神経障害性疼痛は外傷や手術後,脊椎疾患など,何らかの原因により障害を受けた神経が過剰に反応することで引き起こされる痛みである。ペインクリニックの分野では対峙する頻度が高く,神経ブロックや各種の鎮痛薬を併用しても難治性であることが多い。神経障害性疼痛の発症および増悪のメカニズムはさまざまな研究が進められているが,末梢神経から脊髄神経,脳神経と複雑に絡み合うため,未解明な部分が多い。それらの詳細な解明にもとづいた,メカニズムに沿った治療法の確立が期待される。
脊髄後角は末梢からの痛み刺激(侵害刺激)が入力され,大脳に伝達する中継所としての役割を果たしている1)。脊髄後角ニューロンにおける神経伝達には興奮性と抑制性が存在し,両者のバランスのうえで成り立っている。

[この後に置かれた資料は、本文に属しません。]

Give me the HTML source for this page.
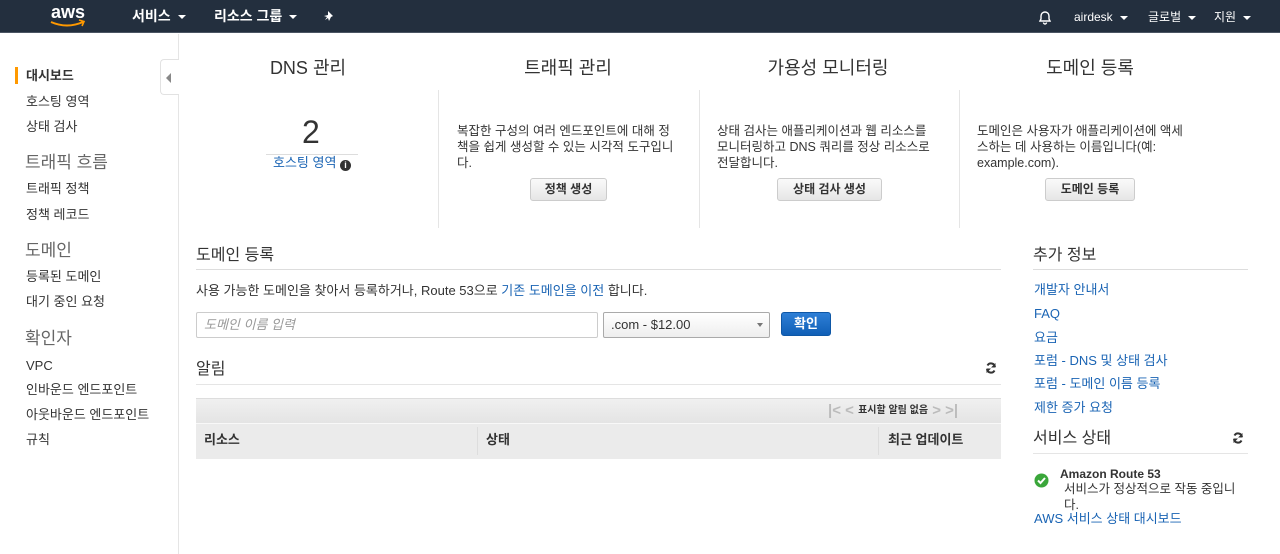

γ-アミノ酪酸(GABA)を作動薬とするGABAA受容体は,Cl-を細胞内に流入させるチャネル構造を有し,細胞を過分極させることで活動電位の発生を抑制して細胞の興奮を抑える抑制性神経伝達の代表的な受容体である。GABAA受容体を介する抑制性神経伝達の機能異常が,神経障害性疼痛に関与していることが明らかにされている2)。GABAA受容体を介したCl-の流入により細胞に発生する電流には,一過性にCl-チャネルが開口することで発生するphasic電流と,持続性にチャネルが開口することで発生するtonic電流の2種類が存在する。tonic電流は持続性のため,抑制性神経伝達に寄与するインパクトが大きい。近年,大脳においてtonic電流がてんかんの原因やアルコール,麻酔薬の作用メカニズムなどに重要な役割を果たしていることが明らかにされ,注目されている3〜5)。脊髄後角ニューロンでもtonic電流の存在が明らかにされたが,その生理学的役割は明らかになっていない。そこで神経障害性疼痛モデルマウスを用い,脊髄後角膠様質(substantia gelatinosa:SG)ニューロンにおけるtonic電流の変化を正常マウスと比較検討した6, 7)。